:: Source material ::
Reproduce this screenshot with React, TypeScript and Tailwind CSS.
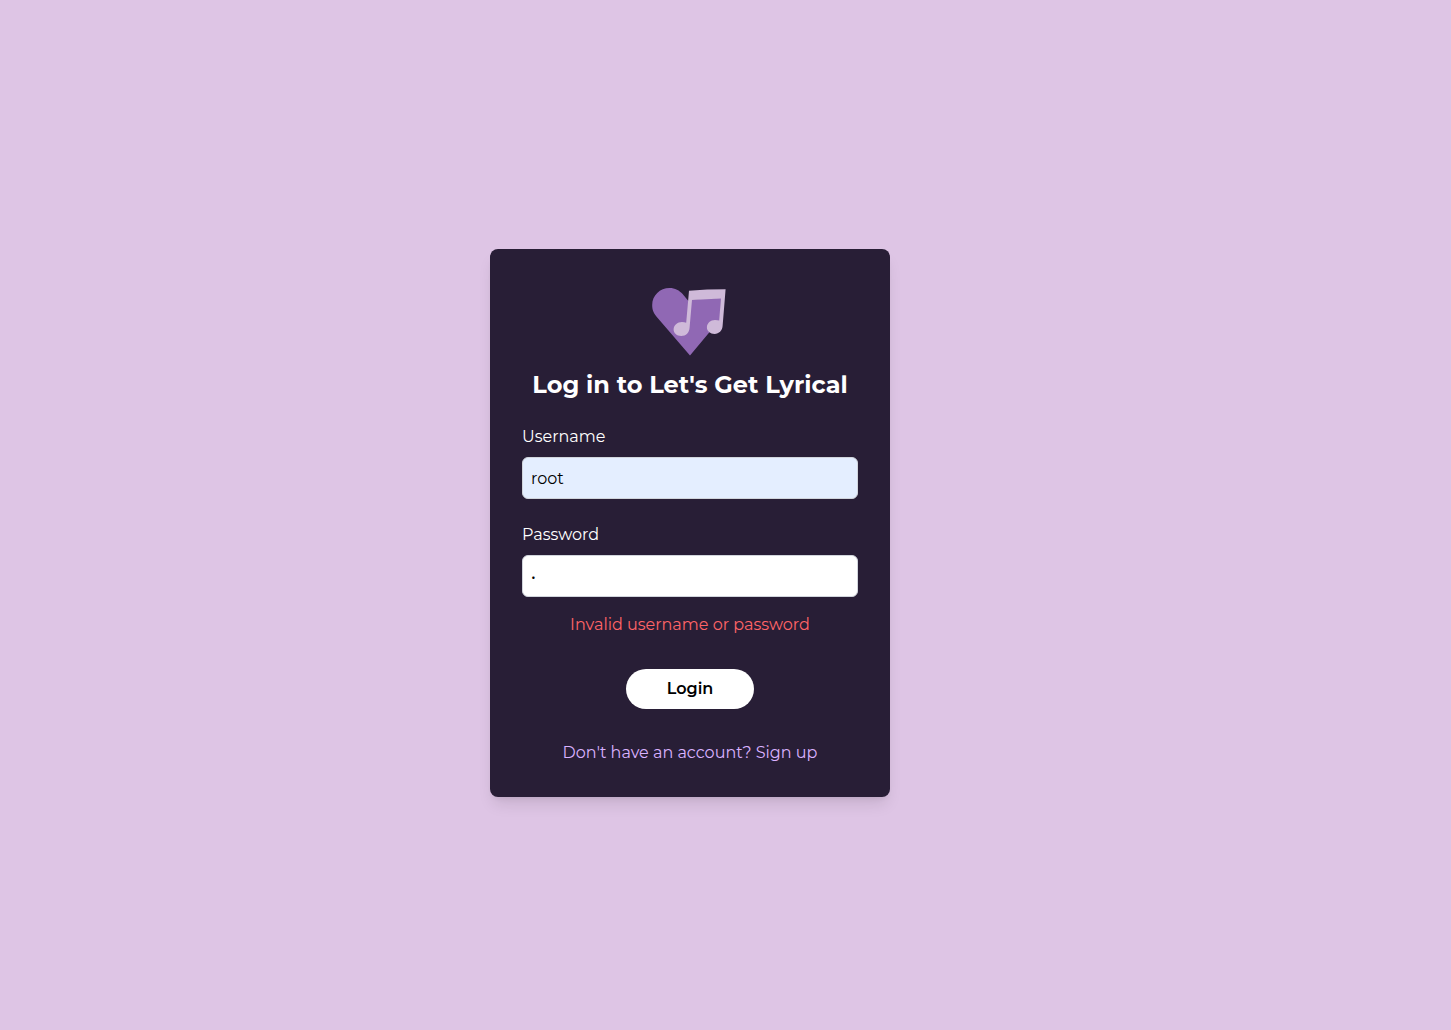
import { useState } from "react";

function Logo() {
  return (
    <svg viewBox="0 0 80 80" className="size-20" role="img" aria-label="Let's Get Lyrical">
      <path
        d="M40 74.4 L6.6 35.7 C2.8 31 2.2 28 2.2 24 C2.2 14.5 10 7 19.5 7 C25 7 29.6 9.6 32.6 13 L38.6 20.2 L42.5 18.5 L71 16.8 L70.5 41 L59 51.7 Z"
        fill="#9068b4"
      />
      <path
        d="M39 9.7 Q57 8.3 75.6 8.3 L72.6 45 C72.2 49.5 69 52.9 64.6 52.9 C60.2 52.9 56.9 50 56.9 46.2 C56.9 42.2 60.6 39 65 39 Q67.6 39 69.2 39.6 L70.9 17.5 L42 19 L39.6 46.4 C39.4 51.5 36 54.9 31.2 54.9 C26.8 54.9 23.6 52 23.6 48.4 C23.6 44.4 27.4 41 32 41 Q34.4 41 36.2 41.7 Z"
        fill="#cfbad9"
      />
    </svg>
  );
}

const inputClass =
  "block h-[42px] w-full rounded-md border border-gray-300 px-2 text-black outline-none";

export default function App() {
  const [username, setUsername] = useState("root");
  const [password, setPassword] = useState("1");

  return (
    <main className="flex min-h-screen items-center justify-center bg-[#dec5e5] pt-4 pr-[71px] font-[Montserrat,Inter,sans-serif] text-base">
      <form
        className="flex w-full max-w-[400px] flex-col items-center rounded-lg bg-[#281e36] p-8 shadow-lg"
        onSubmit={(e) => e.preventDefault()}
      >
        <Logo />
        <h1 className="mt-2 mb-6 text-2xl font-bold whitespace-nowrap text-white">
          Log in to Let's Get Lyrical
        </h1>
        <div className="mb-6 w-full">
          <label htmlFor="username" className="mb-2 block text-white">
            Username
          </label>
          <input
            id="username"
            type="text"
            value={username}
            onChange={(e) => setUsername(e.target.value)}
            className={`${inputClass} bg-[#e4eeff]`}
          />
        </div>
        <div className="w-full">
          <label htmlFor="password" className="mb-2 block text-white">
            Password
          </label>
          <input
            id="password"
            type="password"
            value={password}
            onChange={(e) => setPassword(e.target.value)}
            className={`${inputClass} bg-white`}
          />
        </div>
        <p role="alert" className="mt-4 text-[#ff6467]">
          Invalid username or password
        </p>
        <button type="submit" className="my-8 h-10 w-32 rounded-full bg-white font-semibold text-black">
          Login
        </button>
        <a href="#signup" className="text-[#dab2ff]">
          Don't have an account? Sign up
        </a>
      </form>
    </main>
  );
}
:::
- _Work to be completed_: Write out the listing word for word, omitting the pictures it holds.

- _Solution to the exercise_:
Reproduce this screenshot with React, TypeScript and Tailwind CSS.
import { useState } from "react";

function Logo() {
  return (
    <svg viewBox="0 0 80 80" className="size-20" role="img" aria-label="Let's Get Lyrical">
      <path
        d="M40 74.4 L6.6 35.7 C2.8 31 2.2 28 2.2 24 C2.2 14.5 10 7 19.5 7 C25 7 29.6 9.6 32.6 13 L38.6 20.2 L42.5 18.5 L71 16.8 L70.5 41 L59 51.7 Z"
        fill="#9068b4"
      />
      <path
        d="M39 9.7 Q57 8.3 75.6 8.3 L72.6 45 C72.2 49.5 69 52.9 64.6 52.9 C60.2 52.9 56.9 50 56.9 46.2 C56.9 42.2 60.6 39 65 39 Q67.6 39 69.2 39.6 L70.9 17.5 L42 19 L39.6 46.4 C39.4 51.5 36 54.9 31.2 54.9 C26.8 54.9 23.6 52 23.6 48.4 C23.6 44.4 27.4 41 32 41 Q34.4 41 36.2 41.7 Z"
        fill="#cfbad9"
      />
    </svg>
  );
}

const inputClass =
  "block h-[42px] w-full rounded-md border border-gray-300 px-2 text-black outline-none";

export default function App() {
  const [username, setUsername] = useState("root");
  const [password, setPassword] = useState("1");

  return (
    <main className="flex min-h-screen items-center justify-center bg-[#dec5e5] pt-4 pr-[71px] font-[Montserrat,Inter,sans-serif] text-base">
      <form
        className="flex w-full max-w-[400px] flex-col items-center rounded-lg bg-[#281e36] p-8 shadow-lg"
        onSubmit={(e) => e.preventDefault()}
      >
        <Logo />
        <h1 className="mt-2 mb-6 text-2xl font-bold whitespace-nowrap text-white">
          Log in to Let's Get Lyrical
        </h1>
        <div className="mb-6 w-full">
          <label htmlFor="username" className="mb-2 block text-white">
            Username
          </label>
          <input
            id="username"
            type="text"
            value={username}
            onChange={(e) => setUsername(e.target.value)}
            className={`${inputClass} bg-[#e4eeff]`}
          />
        </div>
        <div className="w-full">
          <label htmlFor="password" className="mb-2 block text-white">
            Password
          </label>
          <input
            id="password"
            type="password"
            value={password}
            onChange={(e) => setPassword(e.target.value)}
            className={`${inputClass} bg-white`}
          />
        </div>
        <p role="alert" className="mt-4 text-[#ff6467]">
          Invalid username or password
        </p>
        <button type="submit" className="my-8 h-10 w-32 rounded-full bg-white font-semibold text-black">
          Login
        </button>
        <a href="#signup" className="text-[#dab2ff]">
          Don't have an account? Sign up
        </a>
      </form>
    </main>
  );
}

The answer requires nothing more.